Rows:
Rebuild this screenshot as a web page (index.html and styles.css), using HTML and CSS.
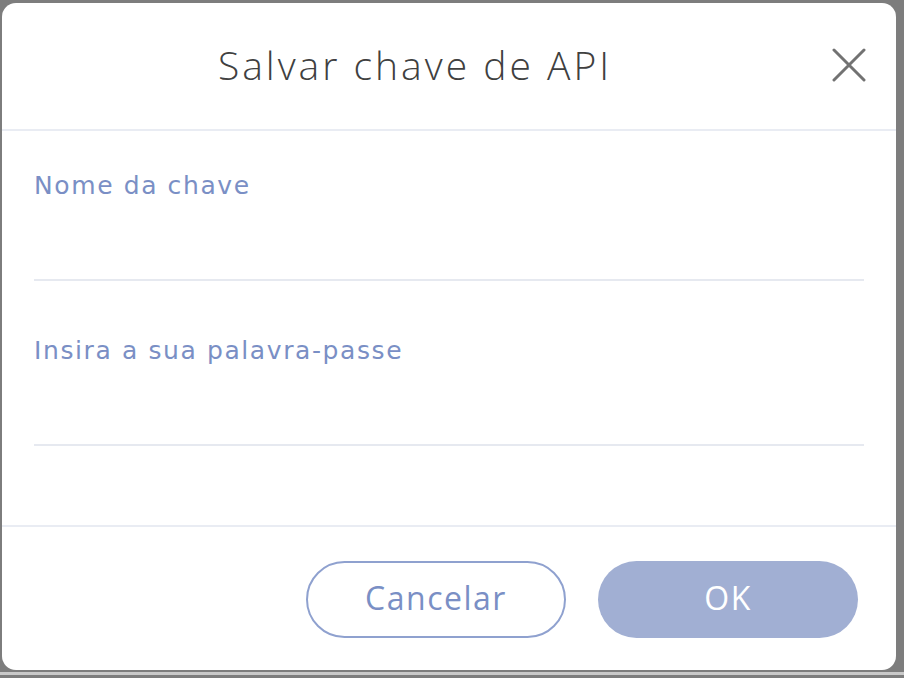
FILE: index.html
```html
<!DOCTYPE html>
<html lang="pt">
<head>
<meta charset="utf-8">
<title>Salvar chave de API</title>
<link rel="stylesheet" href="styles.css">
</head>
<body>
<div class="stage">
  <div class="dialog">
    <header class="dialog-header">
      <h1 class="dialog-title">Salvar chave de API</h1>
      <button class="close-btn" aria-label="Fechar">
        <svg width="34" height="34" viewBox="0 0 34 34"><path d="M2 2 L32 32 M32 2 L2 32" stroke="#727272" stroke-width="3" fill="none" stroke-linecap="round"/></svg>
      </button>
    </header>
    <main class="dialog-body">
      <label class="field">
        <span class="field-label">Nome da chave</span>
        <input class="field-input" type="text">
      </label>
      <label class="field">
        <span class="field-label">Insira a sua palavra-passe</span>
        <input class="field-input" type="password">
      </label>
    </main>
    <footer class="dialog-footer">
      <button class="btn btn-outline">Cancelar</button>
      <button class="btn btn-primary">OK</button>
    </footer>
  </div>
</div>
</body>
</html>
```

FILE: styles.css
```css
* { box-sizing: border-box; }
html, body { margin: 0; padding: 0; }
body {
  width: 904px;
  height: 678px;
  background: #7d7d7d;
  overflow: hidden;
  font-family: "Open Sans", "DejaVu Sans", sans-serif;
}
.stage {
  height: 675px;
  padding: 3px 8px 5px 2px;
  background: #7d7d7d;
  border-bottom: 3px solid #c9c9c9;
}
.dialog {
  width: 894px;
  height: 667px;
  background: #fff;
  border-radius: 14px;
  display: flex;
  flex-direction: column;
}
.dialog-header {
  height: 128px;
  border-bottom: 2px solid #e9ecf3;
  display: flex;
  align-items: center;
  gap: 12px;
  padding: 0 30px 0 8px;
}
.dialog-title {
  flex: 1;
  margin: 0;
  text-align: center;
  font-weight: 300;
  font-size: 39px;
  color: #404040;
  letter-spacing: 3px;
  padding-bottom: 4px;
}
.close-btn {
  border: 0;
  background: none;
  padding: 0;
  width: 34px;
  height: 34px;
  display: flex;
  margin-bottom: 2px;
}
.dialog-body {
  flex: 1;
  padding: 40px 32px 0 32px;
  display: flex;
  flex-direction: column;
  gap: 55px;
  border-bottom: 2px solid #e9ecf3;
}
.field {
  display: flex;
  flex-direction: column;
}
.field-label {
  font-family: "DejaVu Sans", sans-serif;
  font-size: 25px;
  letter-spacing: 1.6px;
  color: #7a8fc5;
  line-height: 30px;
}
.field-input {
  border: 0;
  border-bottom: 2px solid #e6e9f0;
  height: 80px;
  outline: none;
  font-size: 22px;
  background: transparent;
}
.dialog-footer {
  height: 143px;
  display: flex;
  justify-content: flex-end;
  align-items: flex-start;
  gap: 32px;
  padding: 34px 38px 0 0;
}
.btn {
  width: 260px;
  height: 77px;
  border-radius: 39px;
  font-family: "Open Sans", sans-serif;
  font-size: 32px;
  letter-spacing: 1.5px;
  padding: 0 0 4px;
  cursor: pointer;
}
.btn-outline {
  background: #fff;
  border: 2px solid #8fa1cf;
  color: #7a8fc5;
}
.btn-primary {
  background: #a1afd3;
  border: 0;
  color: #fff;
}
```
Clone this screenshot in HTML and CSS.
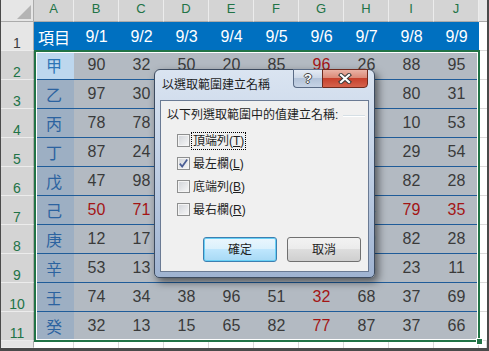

What needs to be done:
Exclude the pictures and repeat every other part of the records word for word.

Task solution:
Rebuild this screenshot as a web page (index.html and styles.css), using HTML and CSS.
FILE: index.html
```html
<!DOCTYPE html>
<html lang="pt">
<head>
<meta charset="utf-8">
<title>Salvar chave de API</title>
<link rel="stylesheet" href="styles.css">
</head>
<body>
<div class="stage">
  <div class="dialog">
    <header class="dialog-header">
      <h1 class="dialog-title">Salvar chave de API</h1>
      <button class="close-btn" aria-label="Fechar">
        <svg width="34" height="34" viewBox="0 0 34 34"><path d="M2 2 L32 32 M32 2 L2 32" stroke="#727272" stroke-width="3" fill="none" stroke-linecap="round"/></svg>
      </button>
    </header>
    <main class="dialog-body">
      <label class="field">
        <span class="field-label">Nome da chave</span>
        <input class="field-input" type="text">
      </label>
      <label class="field">
        <span class="field-label">Insira a sua palavra-passe</span>
        <input class="field-input" type="password">
      </label>
    </main>
    <footer class="dialog-footer">
      <button class="btn btn-outline">Cancelar</button>
      <button class="btn btn-primary">OK</button>
    </footer>
  </div>
</div>
</body>
</html>
```

FILE: styles.css
```css
* { box-sizing: border-box; }
html, body { margin: 0; padding: 0; }
body {
  width: 904px;
  height: 678px;
  background: #7d7d7d;
  overflow: hidden;
  font-family: "Open Sans", "DejaVu Sans", sans-serif;
}
.stage {
  height: 675px;
  padding: 3px 8px 5px 2px;
  background: #7d7d7d;
  border-bottom: 3px solid #c9c9c9;
}
.dialog {
  width: 894px;
  height: 667px;
  background: #fff;
  border-radius: 14px;
  display: flex;
  flex-direction: column;
}
.dialog-header {
  height: 128px;
  border-bottom: 2px solid #e9ecf3;
  display: flex;
  align-items: center;
  gap: 12px;
  padding: 0 30px 0 8px;
}
.dialog-title {
  flex: 1;
  margin: 0;
  text-align: center;
  font-weight: 300;
  font-size: 39px;
  color: #404040;
  letter-spacing: 3px;
  padding-bottom: 4px;
}
.close-btn {
  border: 0;
  background: none;
  padding: 0;
  width: 34px;
  height: 34px;
  display: flex;
  margin-bottom: 2px;
}
.dialog-body {
  flex: 1;
  padding: 40px 32px 0 32px;
  display: flex;
  flex-direction: column;
  gap: 55px;
  border-bottom: 2px solid #e9ecf3;
}
.field {
  display: flex;
  flex-direction: column;
}
.field-label {
  font-family: "DejaVu Sans", sans-serif;
  font-size: 25px;
  letter-spacing: 1.6px;
  color: #7a8fc5;
  line-height: 30px;
}
.field-input {
  border: 0;
  border-bottom: 2px solid #e6e9f0;
  height: 80px;
  outline: none;
  font-size: 22px;
  background: transparent;
}
.dialog-footer {
  height: 143px;
  display: flex;
  justify-content: flex-end;
  align-items: flex-start;
  gap: 32px;
  padding: 34px 38px 0 0;
}
.btn {
  width: 260px;
  height: 77px;
  border-radius: 39px;
  font-family: "Open Sans", sans-serif;
  font-size: 32px;
  letter-spacing: 1.5px;
  padding: 0 0 4px;
  cursor: pointer;
}
.btn-outline {
  background: #fff;
  border: 2px solid #8fa1cf;
  color: #7a8fc5;
}
.btn-primary {
  background: #a1afd3;
  border: 0;
  color: #fff;
}
```
Clone this screenshot in HTML and CSS.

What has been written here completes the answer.